I spent 10 minutes searching for one in the article, in the RFC, in the wikipedia page, on google, to search for a .well-known example. Couldn't find one.
I did read one before while working with github oidc, and I did find it very useful.
What is it with technical documentations that go deep describing what it is in plenty words but refusing to give a single example? This far from the first case I've ran into either.
> I spent 10 minutes searching for one in the article, in the RFC, in the wikipedia page, on google, to search for a .well-known example. Couldn't find one.
I don't know how that can be, since you claim to have found the RFC; the RFC straight-forwardly states,
> 5. IANA Considerations
> This specification updates the registration procedures for the "Well-Known URI" registry, first defined in [RFC5785]; see Section 3.1.
& then of course directs IANA to establish a registry. We'd expect this section, given the very nature of the RFC is that it establishes a collection of things, so that there is an IANA considerations section should be wholly unsurprising…
And there's a link to a listing of every standardized .well-known URI there is.
> What is it with technical documentations that go deep describing what it is in plenty words but refusing to give a single example?
The RFC provides an example in the form of "example", but also in the form of "robots.txt" (as a "it could have used this, had this existed", but what else could it have done?).
I've been setting up some federated servers (Matrix, activitypub) and I ran into .well_known/ paths in many of them. Webfinger resolver for activitypub and a more custom matrix server-to-server federation endpoint.
well-known is for programmatic access, it either namespaces something you’re told to look for (e.g. various types of domain markers) or it lets you discover a feature / endpoint.
In the latter case you just probe, for instance if you’re a password manager and you have a password for site A you hit A/.well-known/change-password and if they returns something you can surface a change password link to your user.

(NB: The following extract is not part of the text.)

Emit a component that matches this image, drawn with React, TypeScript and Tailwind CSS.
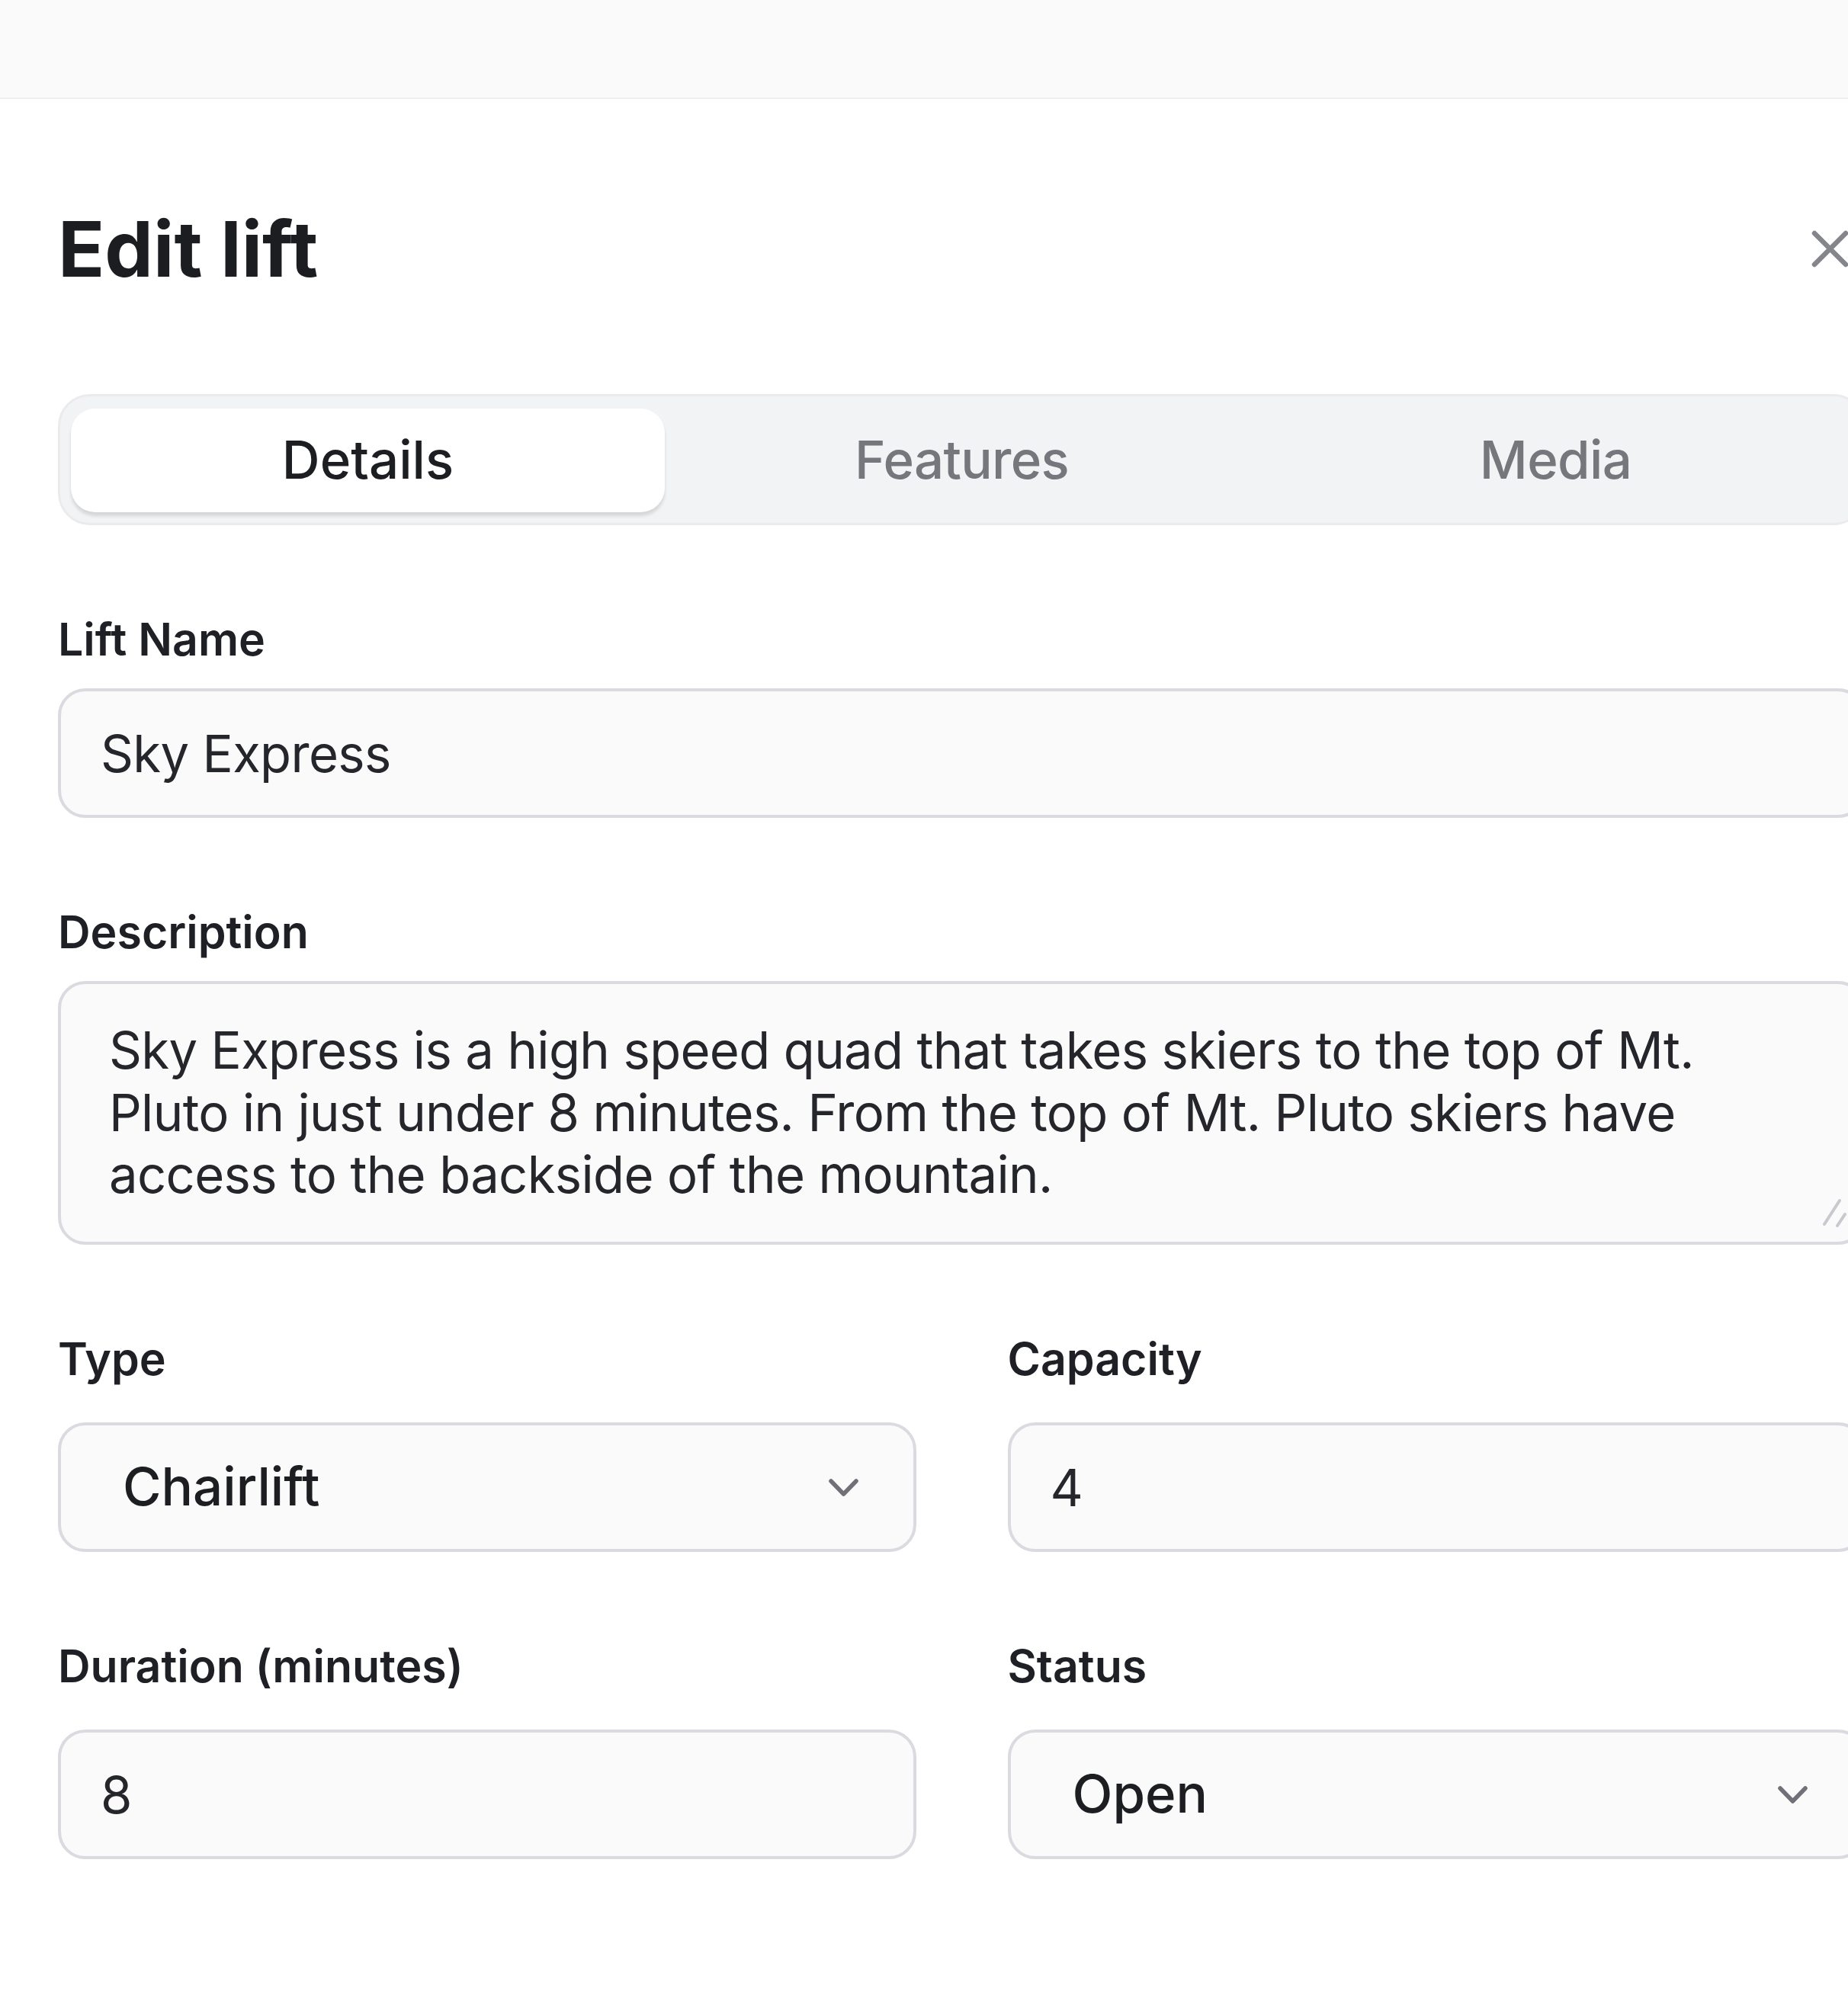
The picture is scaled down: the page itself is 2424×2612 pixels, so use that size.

The one you found is for OIDC provider discovery (https://openid.net/specs/openid-connect-discovery-1_0.html#P...) so someone tells you they want to log in via Google, you hit that endpoint, and it lets you setup Google as an oidc provider rather without needing to hard-code providers. Even if you just want to support Google as a provider, you hit that and you get the entire configuration rather than have to hunt down the same information in the docs.

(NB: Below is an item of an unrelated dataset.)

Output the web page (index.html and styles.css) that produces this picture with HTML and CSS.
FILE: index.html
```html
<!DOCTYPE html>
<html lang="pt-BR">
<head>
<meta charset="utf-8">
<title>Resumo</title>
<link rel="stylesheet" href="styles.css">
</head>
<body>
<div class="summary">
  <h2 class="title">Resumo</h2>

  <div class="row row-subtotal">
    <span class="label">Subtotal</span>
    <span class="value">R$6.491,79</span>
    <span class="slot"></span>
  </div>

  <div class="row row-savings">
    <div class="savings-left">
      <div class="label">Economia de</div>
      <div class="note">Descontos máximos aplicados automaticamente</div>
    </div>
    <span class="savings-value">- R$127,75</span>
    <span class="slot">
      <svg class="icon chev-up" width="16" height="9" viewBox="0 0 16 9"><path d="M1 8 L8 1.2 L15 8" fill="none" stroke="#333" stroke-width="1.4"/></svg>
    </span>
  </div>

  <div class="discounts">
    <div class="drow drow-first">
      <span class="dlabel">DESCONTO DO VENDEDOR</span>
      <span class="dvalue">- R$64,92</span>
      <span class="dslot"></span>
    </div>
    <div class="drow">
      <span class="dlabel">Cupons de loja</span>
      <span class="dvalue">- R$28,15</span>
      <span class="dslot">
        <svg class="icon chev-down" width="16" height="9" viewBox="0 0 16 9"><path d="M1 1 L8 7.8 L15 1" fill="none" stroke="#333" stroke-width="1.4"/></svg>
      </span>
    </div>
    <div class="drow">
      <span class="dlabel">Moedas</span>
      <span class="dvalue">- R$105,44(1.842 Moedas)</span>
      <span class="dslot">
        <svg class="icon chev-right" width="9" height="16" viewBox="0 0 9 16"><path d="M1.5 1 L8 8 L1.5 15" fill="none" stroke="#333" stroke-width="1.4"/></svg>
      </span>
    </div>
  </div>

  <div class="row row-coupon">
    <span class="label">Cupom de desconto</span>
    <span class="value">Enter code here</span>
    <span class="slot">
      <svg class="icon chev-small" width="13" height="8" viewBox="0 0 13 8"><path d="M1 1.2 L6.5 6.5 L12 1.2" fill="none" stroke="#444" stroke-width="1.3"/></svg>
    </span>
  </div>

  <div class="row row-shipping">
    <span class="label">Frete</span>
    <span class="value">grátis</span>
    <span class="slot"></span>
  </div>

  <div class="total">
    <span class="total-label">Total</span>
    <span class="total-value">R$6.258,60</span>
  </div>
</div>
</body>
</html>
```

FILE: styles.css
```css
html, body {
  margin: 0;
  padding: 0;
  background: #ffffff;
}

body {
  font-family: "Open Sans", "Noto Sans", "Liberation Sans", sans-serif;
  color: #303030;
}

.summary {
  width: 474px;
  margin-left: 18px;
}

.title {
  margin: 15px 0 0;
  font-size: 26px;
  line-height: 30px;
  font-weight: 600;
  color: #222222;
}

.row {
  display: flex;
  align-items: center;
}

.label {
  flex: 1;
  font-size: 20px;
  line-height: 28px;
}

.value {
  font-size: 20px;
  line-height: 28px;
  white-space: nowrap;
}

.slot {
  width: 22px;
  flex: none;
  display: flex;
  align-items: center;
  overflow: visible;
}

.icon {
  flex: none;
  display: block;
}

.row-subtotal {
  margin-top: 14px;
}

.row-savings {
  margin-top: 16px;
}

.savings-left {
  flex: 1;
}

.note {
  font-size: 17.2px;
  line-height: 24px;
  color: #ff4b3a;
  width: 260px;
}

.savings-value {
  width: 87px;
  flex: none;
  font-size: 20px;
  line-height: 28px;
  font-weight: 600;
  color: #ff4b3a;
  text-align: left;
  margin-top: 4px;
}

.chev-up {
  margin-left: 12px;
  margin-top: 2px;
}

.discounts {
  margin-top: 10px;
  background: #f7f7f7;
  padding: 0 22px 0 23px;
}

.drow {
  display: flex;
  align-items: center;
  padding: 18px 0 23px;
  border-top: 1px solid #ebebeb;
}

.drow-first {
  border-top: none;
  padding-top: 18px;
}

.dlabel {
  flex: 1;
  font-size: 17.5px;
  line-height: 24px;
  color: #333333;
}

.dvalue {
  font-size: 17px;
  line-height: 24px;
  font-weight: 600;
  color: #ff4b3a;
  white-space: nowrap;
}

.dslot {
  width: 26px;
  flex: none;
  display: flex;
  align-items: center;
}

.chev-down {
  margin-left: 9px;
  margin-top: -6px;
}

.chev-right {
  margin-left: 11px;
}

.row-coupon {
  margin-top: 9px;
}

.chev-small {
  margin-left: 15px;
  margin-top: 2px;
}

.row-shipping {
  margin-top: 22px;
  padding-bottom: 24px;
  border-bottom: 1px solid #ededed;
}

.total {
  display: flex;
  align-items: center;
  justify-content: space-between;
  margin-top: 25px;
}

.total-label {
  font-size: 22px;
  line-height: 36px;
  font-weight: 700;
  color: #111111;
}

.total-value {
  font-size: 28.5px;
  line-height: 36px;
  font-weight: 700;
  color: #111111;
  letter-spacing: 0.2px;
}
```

Pretty much all service discovery should work this way:
1. User enters hostname (or comes in from a QR code or TXT record or whatevs)
2. Client requests GET https://<hostname>/.well-known/<servicename>
3. This either redirects to the canonical base path of the service, which then can be queried itself for instances, or it directly returns a JSON/XML/whatever array of instances of the service on this server, and their respective base paths
This is a lot better than assuming the service must be the document root (forcing service discrimination into the hostname) or assuming it can always have /<servicename>/ as a base path.
What RFC? The oidc discovery spec has an example, and for change-password it’s just a redirect. RFC 8615 is about the existence and management of the .well-know namespace, so examples don’t really make sense.
The great virtue of the in-band challenge types is that web servers can just handle them out of the box, without any need for a separate setup step that depends on your stack. I think this has done a heck of a lot to increase adoption of HTTPS.
Also, DNS-PERSIST-01 seems to be coming soon for Let's Encrypt, which should allow even people that can't easily dynamically update their DNS records to get wildcard certs. I assume this might become more widely used than HTTP-01 challenges.
I wish someone would write a blog post about the difference between DNS registrars and DNS hosts, because I've seen people assume they need to use a registrar that has an API in order to change their DNS records programmatically. I used to assume that too.
I agree that it can be confusing. I use RFC 2136 DNS UPDATE with my own DNS server. But for example, for my workplace this new challenge is convenient as they refuse to want to run their own DNS server.
- registrars control NS records, however these can be changed
- NS records control other records
- registrars can also use their own nameservers to manage your DNS
Slightly less well-known than XDG directories among the developers of Linux-targeted software, it would seem.
Seriously, what an oxymoronic name. "/index.html" is a well known URL, literally: most of web-developers are aware of it. But inventing a bunch of URLs with predefined semantics and then slapping the "well-known" label on it... well, it won't magically make them actually well-known.
I did read one before while working with github oidc, and I did find it very useful.
What is it with technical documentations that go deep describing what it is in plenty words but refusing to give a single example? This far from the first case I've ran into either.